The latest signs that regulation is coming to crypto town
Everyone is in Miami now and so is our giveaway
Nexo’s industry-first collateral exchange feature
The Big Idea
Stop Worrying and Love the Right Regulation
There are numerous signs that deeper government engagement with crypto is coming.
SEC Chair Gary Gensler has made numerous statements before Congress suggesting that they should look into exchange regulation
The Biden Administration has included analysis of crypto as part of its response to the Colonial Pipeline and other ransomware attacks
The director of the Office of the Comptroller of the Currency (OCC) Michael Hsu has ordered a comprehensive review of all Brian Brooks-era changes
This last action has the crypto industry most concerned because much of this bull run was underpinned by big institutions coming into the space as a result of eased restrictions on how they interact with crypto.
In general, crypto has a free-market bent that recoils against restrictions. Being an asset class with a $2T market cap, there is simply no question crypto will see more attention from regulators.

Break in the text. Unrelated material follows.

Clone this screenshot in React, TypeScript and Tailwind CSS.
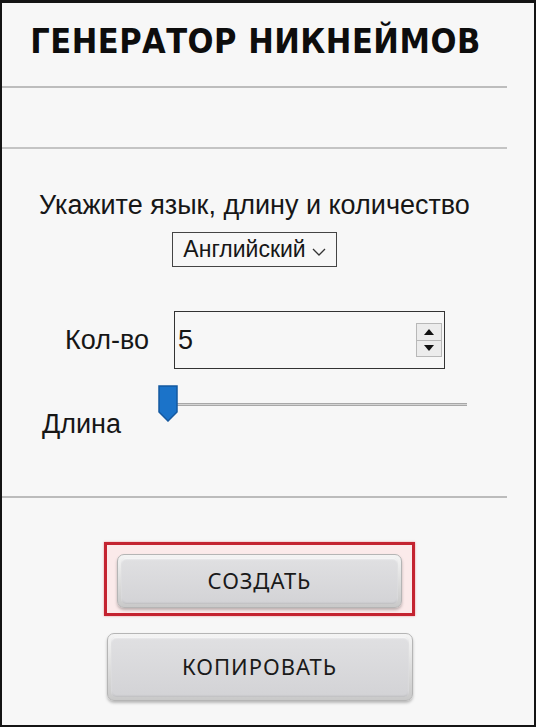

What matters is how much regulators chose to engage with the crypto industry itself. It’s about finding the right path to promote and sustain innovation while also satisfying their mandates for investor protection. Regulation is coming, but it will be better if the crypto industry engages and has a seat at the table.
The Latest In…
Central Bank Digital Currencies
A new report from the European Central Bank has argued that not releasing a CBDC would create a threat to stability as foreign “artificial” currencies could take hold. On the flipside, "[i]ssuing a CBDC would help to maintain the autonomy of domestic payment systems and the international use of a currency in a digital world.” Meanwhile, the European Union is set to announce plans for an official digital wallet. Over in China, Beijing is prepping for the latest and largest live trial of their digital yuan – this time distributing $6.3M.
The Latest In…
The Dog had another banger of a week and is up about 30% in June, even as the rest of the crypto market tries to find its feet. How did it happen? Well, on the one hand, it was the broad perception of institutional acceptance that came with a listing on Coinbase Pro. On the other, it was, of course, Elon Tweets.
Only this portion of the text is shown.